Monday, May 1, 2023 04:17 PM EDT Updated: Tuesday, May 2, 2023 06:13 AM EDT
By Associated Press
The U.S. Supreme Court in Washington, D.C. (IL photo/Marilyn Odendahl)

An Indiana law that requires abortion clinics to either bury or cremate fetal remains will remain in effect after the U.S. Supreme Court declined on Monday to consider a lawsuit challenging it.

The court gave no explanation for its decision in an order it issued turning down hearings in several dozen cases.

That action will leave in place the law first adopted by Indiana’s Republican-dominated Legislature in 2016 and signed by then-Gov. Mike Pence.

The Chicago-based 7th Circuit Court of Appeals in November overturned an Indiana judge’s decision that the law infringed upon the religious and free speech rights of people who do not believe aborted fetuses deserve the same treatment as deceased people. The appeals court said the law didn’t require any woman to violate her beliefs as it only applied to hospitals or clinics.

The appeals court cited a 2019 ruling by the Supreme Court upholding the fetal remains provisions of the law and that the state had a legitimate interest in how those remains are disposed.

The latest lawsuit against the fetal remains law was filed in 2020 on behalf of the Women’s Med Group abortion clinic in Indianapolis, its owner, two nurse practitioners who work at the clinic and three women.

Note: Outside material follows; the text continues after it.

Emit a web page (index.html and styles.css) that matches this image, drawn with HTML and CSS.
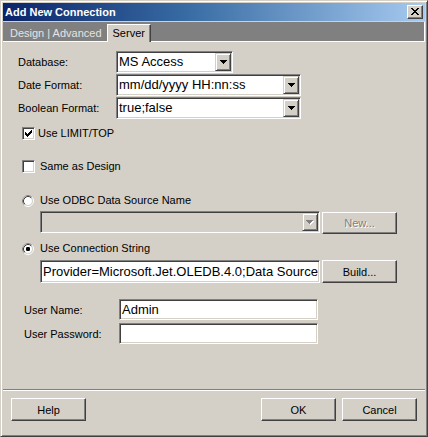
FILE: index.html
```
<!DOCTYPE html>
<html>
<head>
<meta charset="utf-8">
<title>Add New Connection</title>
<link rel="stylesheet" href="styles.css">
</head>
<body>
<div class="window">
  <div class="titlebar">
    <span class="title">Add New Connection</span>
    <div class="close">
      <svg width="8" height="7" viewBox="0 0 8 7"><path d="M0 0h2v1h-2z M6 0h2v1h-2z M1 1h2v1h-2z M5 1h2v1h-2z M2 2h4v1h-4z M3 3h2v1h-2z M2 4h4v1h-4z M1 5h2v1h-2z M5 5h2v1h-2z M0 6h2v1h-2z M6 6h2v1h-2z" fill="#000"/></svg>
    </div>
  </div>
  <div class="tabstrip">
    <span class="tablabel">Design | Advanced</span>
    <span class="tab">Server</span>
  </div>
  <div class="content">
    <div class="formgrid">
      <span class="label">Database:</span>
      <div class="combo combo-short"><span class="field-text">MS Access</span><span class="drop"><svg width="7" height="4" viewBox="0 0 7 4"><path d="M0 0h7v1h-1v1h-1v1h-1v1h-1v-1h-1v-1h-1v-1h-1z" fill="#000"/></svg></span></div>
      <span class="label">Date Format:</span>
      <div class="combo combo-long"><span class="field-text">mm/dd/yyyy HH:nn:ss</span><span class="drop"><svg width="7" height="4" viewBox="0 0 7 4"><path d="M0 0h7v1h-1v1h-1v1h-1v1h-1v-1h-1v-1h-1v-1h-1z" fill="#000"/></svg></span></div>
      <span class="label">Boolean Format:</span>
      <div class="combo combo-long"><span class="field-text">true;false</span><span class="drop"><svg width="7" height="4" viewBox="0 0 7 4"><path d="M0 0h7v1h-1v1h-1v1h-1v1h-1v-1h-1v-1h-1v-1h-1z" fill="#000"/></svg></span></div>
    </div>

    <div class="option opt-limit">
      <span class="checkbox"><svg width="7" height="7" viewBox="0 0 7 7"><path d="M6 0h1v1h-1z M5 1h2v1h-2z M0 2h1v1h-1z M4 2h3v1h-3z M0 3h2v1h-2z M3 3h3v1h-3z M0 4h5v1h-5z M1 5h3v1h-3z M2 6h1v1h-1z" fill="#000"/></svg></span>
      <span class="opt-text opt-text-tight">Use LIMIT/TOP</span>
    </div>

    <div class="option opt-same">
      <span class="checkbox"></span>
      <span class="opt-text">Same as Design</span>
    </div>

    <div class="option opt-odbc">
      <svg class="radio" width="12" height="12" viewBox="0 0 12 12">
        <circle cx="6" cy="6" r="5.5" fill="none" stroke="#fff"/>
        <path d="M2.11 9.89 A5.5 5.5 0 0 1 9.89 2.11" fill="none" stroke="#808080"/>
        <circle cx="6" cy="6" r="4.5" fill="#fff" stroke="#d4d0c8"/>
        <path d="M2.82 9.18 A4.5 4.5 0 0 1 9.18 2.82" fill="none" stroke="#404040"/>
      </svg>
      <span class="opt-text">Use ODBC Data Source Name</span>
    </div>

    <div class="field-row row-odbc">
      <div class="combo combo-wide combo-disabled"><span class="field-text"></span><span class="drop"><svg width="8" height="5" viewBox="0 0 8 5"><path d="M1 1h7v1h-1v1h-1v1h-1v1h-1v-1h-1v-1h-1v-1h-1z" fill="#fff"/><path d="M0 0h7v1h-1v1h-1v1h-1v1h-1v-1h-1v-1h-1v-1h-1z" fill="#808080"/></svg></span></div>
      <div class="button button-disabled button-new">New...</div>
    </div>

    <div class="option opt-conn">
      <svg class="radio" width="12" height="12" viewBox="0 0 12 12">
        <circle cx="6" cy="6" r="5.5" fill="none" stroke="#fff"/>
        <path d="M2.11 9.89 A5.5 5.5 0 0 1 9.89 2.11" fill="none" stroke="#808080"/>
        <circle cx="6" cy="6" r="4.5" fill="#fff" stroke="#d4d0c8"/>
        <path d="M2.82 9.18 A4.5 4.5 0 0 1 9.18 2.82" fill="none" stroke="#404040"/>
        <rect x="4" y="4" width="4" height="4" rx="1.2" fill="#000"/>
      </svg>
      <span class="opt-text">Use Connection String</span>
    </div>

    <div class="field-row row-conn">
      <div class="textbox textbox-wide"><span class="field-text">Provider=Microsoft.Jet.OLEDB.4.0;Data Source</span></div>
      <div class="button button-build">Build...</div>
    </div>

    <div class="usergrid">
      <span class="label">User Name:</span>
      <div class="textbox textbox-user"><span class="field-text">Admin</span></div>
      <span class="label">User Password:</span>
      <div class="textbox textbox-user"><span class="field-text"></span></div>
    </div>
  </div>
  <div class="footer">
    <div class="button button-help">Help</div>
    <div class="button">OK</div>
    <div class="button">Cancel</div>
  </div>
</div>
</body>
</html>
```

FILE: styles.css
```
html, body {
  margin: 0;
  padding: 0;
  background: #d4d0c8;
}

body {
  font-family: "Liberation Sans", Arial, sans-serif;
  font-size: 11px;
  color: #000;
}

.window {
  width: 428px;
  height: 437px;
  box-sizing: border-box;
  background: #d4d0c8;
  border: 1px solid;
  border-color: #d4d0c8 #404040 #404040 #d4d0c8;
  box-shadow: inset 1px 1px #fff, inset -1px -1px #808080;
  padding: 2px;
  display: flex;
  flex-direction: column;
}

.titlebar {
  height: 18px;
  flex: none;
  margin-bottom: 1px;
  background: linear-gradient(to right, #0a246a 0%, #3a6ea5 45%, #a6caf0 100%);
  display: flex;
  align-items: center;
  justify-content: space-between;
  padding: 0 2px 0 2px;
}

.title {
  color: #fff;
  font-weight: bold;
  font-size: 11px;
  line-height: 18px;
  white-space: nowrap;
}

.close {
  width: 16px;
  height: 14px;
  box-sizing: border-box;
  background: #d4d0c8;
  border: 1px solid;
  border-color: #fff #404040 #404040 #fff;
  box-shadow: inset -1px -1px #808080;
  display: flex;
  align-items: center;
  justify-content: center;
  padding-bottom: 1px;
}

.close svg {
  display: block;
}

.tabstrip {
  height: 19px;
  flex: none;
  background: #808080;
  border-bottom: 1px solid #fff;
  border-right: 1px solid #fff;
  display: flex;
  align-items: flex-end;
}

.tablabel {
  height: 18px;
  box-sizing: border-box;
  margin-bottom: -1px;
  border-top: 1px solid transparent;
  padding-left: 7px;
  line-height: 16px;
  color: #e4e4e4;
  white-space: nowrap;
}

.tab {
  height: 18px;
  box-sizing: border-box;
  margin-bottom: -1px;
  margin-left: 5px;
  padding: 0 5px 0 5px;
  background: #d4d0c8;
  border-top: 1px solid #fff;
  border-left: 1px solid #fff;
  border-right: 1px solid #404040;
  box-shadow: inset -1px 0 #808080;
  line-height: 16px;
  color: #000;
  white-space: nowrap;
}

.content {
  flex: 1;
  padding: 9px 0 0 15px;
  display: flex;
  flex-direction: column;
  align-items: flex-start;
}

.formgrid {
  display: grid;
  grid-template-columns: 98px auto;
  grid-auto-rows: 22px;
  row-gap: 1px;
  align-items: center;
}

.label {
  white-space: nowrap;
}

.combo,
.textbox {
  box-sizing: border-box;
  display: flex;
  background: #fff;
  border: 1px solid;
  border-color: #808080 #fff #fff #808080;
  box-shadow: inset 1px 1px #404040, inset -1px -1px #d4d0c8;
  padding: 1px;
  overflow: hidden;
}

.combo {
  height: 22px;
}

.combo-short {
  width: 117px;
}

.combo-long {
  width: 185px;
}

.combo-wide {
  width: 280px;
}

.combo-disabled {
  background: #d4d0c8;
}

.field-text {
  flex: 1;
  min-width: 0;
  font-size: 13px;
  line-height: 18px;
  padding-left: 1px;
  white-space: nowrap;
  overflow: hidden;
}

.drop {
  flex: none;
  width: 16px;
  height: 18px;
  box-sizing: border-box;
  background: #d4d0c8;
  border: 1px solid;
  border-color: #d4d0c8 #404040 #404040 #d4d0c8;
  box-shadow: inset 1px 1px #fff, inset -1px -1px #808080;
  display: flex;
  align-items: center;
  justify-content: center;
}

.drop svg {
  display: block;
}

.option {
  display: flex;
  align-items: center;
  height: 13px;
  margin-left: 4px;
  white-space: nowrap;
}

.opt-limit {
  margin-top: 8px;
}

.opt-same {
  margin-top: 20px;
}

.opt-odbc {
  margin-top: 21px;
}

.opt-conn {
  margin-top: 8px;
}

.checkbox {
  width: 13px;
  height: 13px;
  box-sizing: border-box;
  background: #fff;
  border: 1px solid;
  border-color: #808080 #fff #fff #808080;
  box-shadow: inset 1px 1px #404040, inset -1px -1px #d4d0c8;
  display: flex;
  align-items: center;
  justify-content: center;
}

.checkbox svg {
  display: block;
}

.radio {
  display: block;
  flex: none;
}

.opt-text {
  margin-left: 5px;
  line-height: 13px;
}

.opt-text-tight {
  margin-left: 3px;
}

.option .radio + .opt-text {
  margin-left: 6px;
}

.field-row {
  display: flex;
  align-items: flex-start;
  gap: 2px;
  margin-left: 22px;
}

.row-odbc {
  margin-top: 4px;
}

.row-conn {
  margin-top: 5px;
}

.textbox-wide {
  width: 280px;
  height: 23px;
}

.textbox-wide .field-text {
  line-height: 19px;
}

.button {
  width: 75px;
  height: 23px;
  box-sizing: border-box;
  background: #d4d0c8;
  border: 1px solid;
  border-color: #fff #404040 #404040 #fff;
  box-shadow: inset -1px -1px #808080;
  display: flex;
  align-items: center;
  justify-content: center;
  white-space: nowrap;
  font-size: 11px;
  color: #000;
}

.button-new {
  height: 22px;
  margin-top: 1px;
}

.button-disabled {
  color: #808080;
  text-shadow: 1px 1px #fff;
}

.usergrid {
  display: grid;
  grid-template-columns: 95px 199px;
  grid-auto-rows: 21px;
  row-gap: 3px;
  align-items: center;
  margin-top: 16px;
  margin-left: 6px;
}

.textbox-user {
  width: 199px;
  height: 21px;
}

.textbox-user .field-text {
  line-height: 17px;
}

.footer {
  flex: none;
  border-top: 1px solid #808080;
  box-shadow: inset 0 1px #fff;
  padding: 8px 8px 13px 8px;
  display: flex;
  gap: 6px;
}

.button-help {
  margin-right: auto;
}
```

Rupali Sharma, senior counsel at the New York-based Lawyering Project, which represented the group, said in a statement Monday that it was disappointed with the court’s order. Sharma said the group believed it “remains blatantly unconstitutional” for the state to force upon people its views about when life begins.

Indiana’s Republican attorney general has defended the law as recognizing fetal remains as more than medical waste and deserving of cremation or burial.

Indiana lawmakers last summer adopted a statewide abortion ban, but abortions have continued to be permitted in the state while awaiting an Indiana Supreme Court decision on the ban’s constitutionality.